First-hop Load Balancing in IPv4

Imagine a subnet with two (somewhat) equivalent exit points.

Every networking engineer worth her salt would want to use both, and there are several tools in IPv4 world (some worse than others) to do that:

  • GLBP, which uses multiple MAC addresses in ARP replies for the same virtual IP address, forcing individual hosts to use one or the other exit point;
  • Multiple FHRP (HSRP or VRRP) groups on a single interface combined with different default gateway on the hosts. You could use DHCP in IPv4 world to set the default gateways … and this is the reason some people want to see equivalent functionality in DHCPv6.

Do We Really Need First-hop Load Balancing?

There are plenty of networks that achieve pretty optimal packet forwarding without GLBP or other FHRP tricks – the crucial design decision is the boundary between L2 and L3 forwarding. Layer-3 edge or core switches from almost any vendor offer active/active FHRP deployments, either within a MLAG group or across a whole fabric.

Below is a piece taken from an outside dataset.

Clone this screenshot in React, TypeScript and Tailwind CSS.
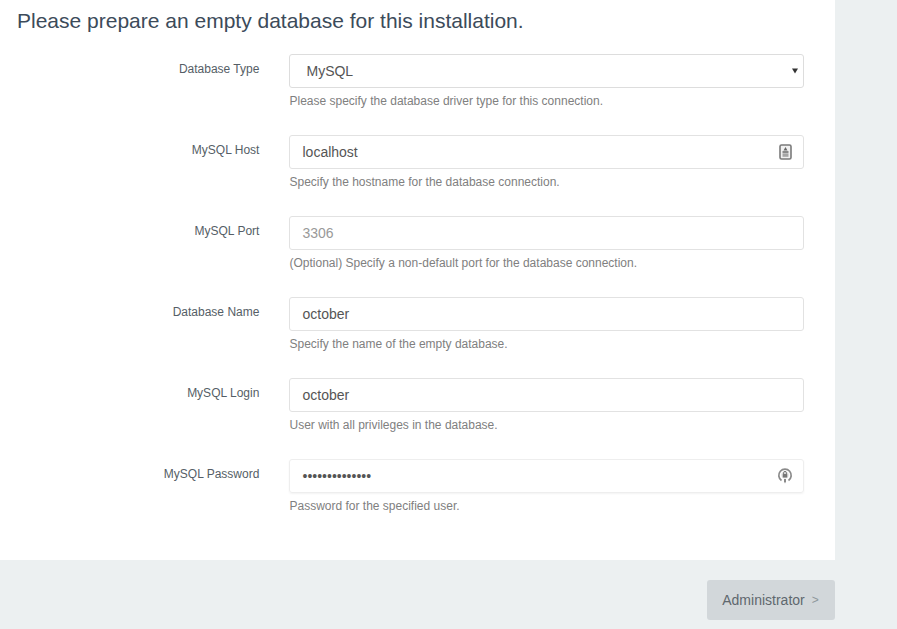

Pure layer-2 networks with layer-3 switches at the egress edge are problematic – anycast MAC addresses don’t work well (just ask anyone trying to implement Microsoft Network Load Balancing); the only kludge left are the above-mentioned FHRP tricks.

Moving to IPv6

IPv6 evangelists will be quick tell how IPv6 does things the right way: all routers connected to a subnet advertise themselves with Router Advertisement messages, and the hosts automatically select the currently available routers. Unfortunately there seems to be a gap between theory and practice – some host IPv6 stacks select one router and either stick with it or flip-flop between them after every incoming RA message.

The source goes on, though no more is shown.